Write the listing below out again exactly, dropping the images.

> Information provided
· · · ·

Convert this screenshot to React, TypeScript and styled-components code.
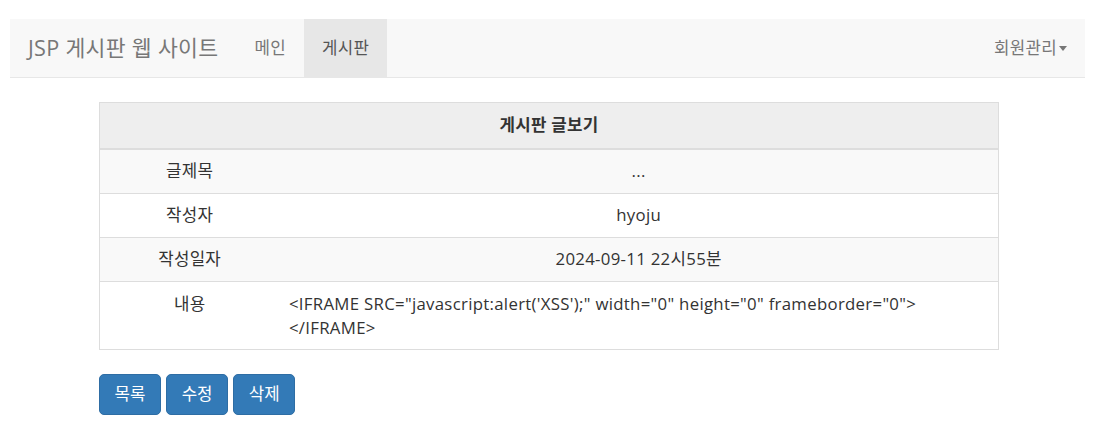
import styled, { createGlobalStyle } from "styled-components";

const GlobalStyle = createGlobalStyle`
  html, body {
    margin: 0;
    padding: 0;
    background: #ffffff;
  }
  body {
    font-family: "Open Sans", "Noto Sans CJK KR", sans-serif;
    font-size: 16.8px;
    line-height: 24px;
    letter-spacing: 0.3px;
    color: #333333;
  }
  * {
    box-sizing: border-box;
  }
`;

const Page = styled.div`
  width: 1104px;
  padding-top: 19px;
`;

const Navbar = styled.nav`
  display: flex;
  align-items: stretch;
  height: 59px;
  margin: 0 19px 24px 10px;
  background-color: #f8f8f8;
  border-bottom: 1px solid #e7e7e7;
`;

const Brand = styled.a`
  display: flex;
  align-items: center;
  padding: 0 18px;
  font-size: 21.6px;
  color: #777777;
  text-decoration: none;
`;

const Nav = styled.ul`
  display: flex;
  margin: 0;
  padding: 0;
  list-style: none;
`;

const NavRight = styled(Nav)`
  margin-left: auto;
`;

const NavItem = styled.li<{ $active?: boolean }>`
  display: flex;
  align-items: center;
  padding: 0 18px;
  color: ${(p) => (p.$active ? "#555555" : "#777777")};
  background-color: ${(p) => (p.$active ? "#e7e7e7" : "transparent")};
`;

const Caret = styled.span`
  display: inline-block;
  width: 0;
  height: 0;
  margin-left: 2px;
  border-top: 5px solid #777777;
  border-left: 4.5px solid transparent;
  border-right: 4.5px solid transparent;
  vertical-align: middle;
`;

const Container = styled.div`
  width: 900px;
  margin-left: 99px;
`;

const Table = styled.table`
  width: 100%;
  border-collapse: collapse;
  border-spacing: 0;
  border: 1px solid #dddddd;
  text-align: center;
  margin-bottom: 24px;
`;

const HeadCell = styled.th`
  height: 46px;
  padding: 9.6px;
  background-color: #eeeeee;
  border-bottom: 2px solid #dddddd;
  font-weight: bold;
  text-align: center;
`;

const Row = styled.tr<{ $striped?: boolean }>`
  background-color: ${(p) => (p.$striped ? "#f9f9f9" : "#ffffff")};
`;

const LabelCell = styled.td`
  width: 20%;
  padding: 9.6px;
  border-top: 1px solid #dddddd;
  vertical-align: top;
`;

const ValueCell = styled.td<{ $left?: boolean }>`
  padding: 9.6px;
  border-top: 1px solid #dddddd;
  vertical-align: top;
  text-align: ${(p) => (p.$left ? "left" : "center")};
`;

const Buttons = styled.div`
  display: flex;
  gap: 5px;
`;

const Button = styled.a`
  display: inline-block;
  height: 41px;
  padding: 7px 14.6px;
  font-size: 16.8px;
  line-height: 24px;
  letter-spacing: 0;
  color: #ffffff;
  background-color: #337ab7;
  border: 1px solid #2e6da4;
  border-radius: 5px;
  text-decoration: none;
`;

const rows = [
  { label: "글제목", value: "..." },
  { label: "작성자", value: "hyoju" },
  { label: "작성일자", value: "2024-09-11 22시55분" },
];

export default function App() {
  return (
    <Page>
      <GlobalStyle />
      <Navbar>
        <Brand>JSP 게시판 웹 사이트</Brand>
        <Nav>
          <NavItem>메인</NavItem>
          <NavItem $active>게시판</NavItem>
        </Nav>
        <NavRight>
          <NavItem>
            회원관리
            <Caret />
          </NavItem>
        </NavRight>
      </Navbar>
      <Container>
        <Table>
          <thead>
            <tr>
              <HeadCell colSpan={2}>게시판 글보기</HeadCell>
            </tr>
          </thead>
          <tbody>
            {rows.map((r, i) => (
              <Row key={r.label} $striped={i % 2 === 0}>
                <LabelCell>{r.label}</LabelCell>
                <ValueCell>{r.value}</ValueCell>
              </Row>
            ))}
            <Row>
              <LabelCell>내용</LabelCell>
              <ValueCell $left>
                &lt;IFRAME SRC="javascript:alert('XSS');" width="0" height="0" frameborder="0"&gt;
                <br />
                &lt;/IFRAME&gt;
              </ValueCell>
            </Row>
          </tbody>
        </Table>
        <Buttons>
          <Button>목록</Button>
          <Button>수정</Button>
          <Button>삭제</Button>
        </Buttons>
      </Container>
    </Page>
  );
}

· · · ·

> Exercise answer
Convert this screenshot to React, TypeScript and styled-components code.
import styled, { createGlobalStyle } from "styled-components";

const GlobalStyle = createGlobalStyle`
  html, body {
    margin: 0;
    padding: 0;
    background: #ffffff;
  }
  body {
    font-family: "Open Sans", "Noto Sans CJK KR", sans-serif;
    font-size: 16.8px;
    line-height: 24px;
    letter-spacing: 0.3px;
    color: #333333;
  }
  * {
    box-sizing: border-box;
  }
`;

const Page = styled.div`
  width: 1104px;
  padding-top: 19px;
`;

const Navbar = styled.nav`
  display: flex;
  align-items: stretch;
  height: 59px;
  margin: 0 19px 24px 10px;
  background-color: #f8f8f8;
  border-bottom: 1px solid #e7e7e7;
`;

const Brand = styled.a`
  display: flex;
  align-items: center;
  padding: 0 18px;
  font-size: 21.6px;
  color: #777777;
  text-decoration: none;
`;

const Nav = styled.ul`
  display: flex;
  margin: 0;
  padding: 0;
  list-style: none;
`;

const NavRight = styled(Nav)`
  margin-left: auto;
`;

const NavItem = styled.li<{ $active?: boolean }>`
  display: flex;
  align-items: center;
  padding: 0 18px;
  color: ${(p) => (p.$active ? "#555555" : "#777777")};
  background-color: ${(p) => (p.$active ? "#e7e7e7" : "transparent")};
`;

const Caret = styled.span`
  display: inline-block;
  width: 0;
  height: 0;
  margin-left: 2px;
  border-top: 5px solid #777777;
  border-left: 4.5px solid transparent;
  border-right: 4.5px solid transparent;
  vertical-align: middle;
`;

const Container = styled.div`
  width: 900px;
  margin-left: 99px;
`;

const Table = styled.table`
  width: 100%;
  border-collapse: collapse;
  border-spacing: 0;
  border: 1px solid #dddddd;
  text-align: center;
  margin-bottom: 24px;
`;

const HeadCell = styled.th`
  height: 46px;
  padding: 9.6px;
  background-color: #eeeeee;
  border-bottom: 2px solid #dddddd;
  font-weight: bold;
  text-align: center;
`;

const Row = styled.tr<{ $striped?: boolean }>`
  background-color: ${(p) => (p.$striped ? "#f9f9f9" : "#ffffff")};
`;

const LabelCell = styled.td`
  width: 20%;
  padding: 9.6px;
  border-top: 1px solid #dddddd;
  vertical-align: top;
`;

const ValueCell = styled.td<{ $left?: boolean }>`
  padding: 9.6px;
  border-top: 1px solid #dddddd;
  vertical-align: top;
  text-align: ${(p) => (p.$left ? "left" : "center")};
`;

const Buttons = styled.div`
  display: flex;
  gap: 5px;
`;

const Button = styled.a`
  display: inline-block;
  height: 41px;
  padding: 7px 14.6px;
  font-size: 16.8px;
  line-height: 24px;
  letter-spacing: 0;
  color: #ffffff;
  background-color: #337ab7;
  border: 1px solid #2e6da4;
  border-radius: 5px;
  text-decoration: none;
`;

const rows = [
  { label: "글제목", value: "..." },
  { label: "작성자", value: "hyoju" },
  { label: "작성일자", value: "2024-09-11 22시55분" },
];

export default function App() {
  return (
    <Page>
      <GlobalStyle />
      <Navbar>
        <Brand>JSP 게시판 웹 사이트</Brand>
        <Nav>
          <NavItem>메인</NavItem>
          <NavItem $active>게시판</NavItem>
        </Nav>
        <NavRight>
          <NavItem>
            회원관리
            <Caret />
          </NavItem>
        </NavRight>
      </Navbar>
      <Container>
        <Table>
          <thead>
            <tr>
              <HeadCell colSpan={2}>게시판 글보기</HeadCell>
            </tr>
          </thead>
          <tbody>
            {rows.map((r, i) => (
              <Row key={r.label} $striped={i % 2 === 0}>
                <LabelCell>{r.label}</LabelCell>
                <ValueCell>{r.value}</ValueCell>
              </Row>
            ))}
            <Row>
              <LabelCell>내용</LabelCell>
              <ValueCell $left>
                &lt;IFRAME SRC="javascript:alert('XSS');" width="0" height="0" frameborder="0"&gt;
                <br />
                &lt;/IFRAME&gt;
              </ValueCell>
            </Row>
          </tbody>
        </Table>
        <Buttons>
          <Button>목록</Button>
          <Button>수정</Button>
          <Button>삭제</Button>
        </Buttons>
      </Container>
    </Page>
  );
}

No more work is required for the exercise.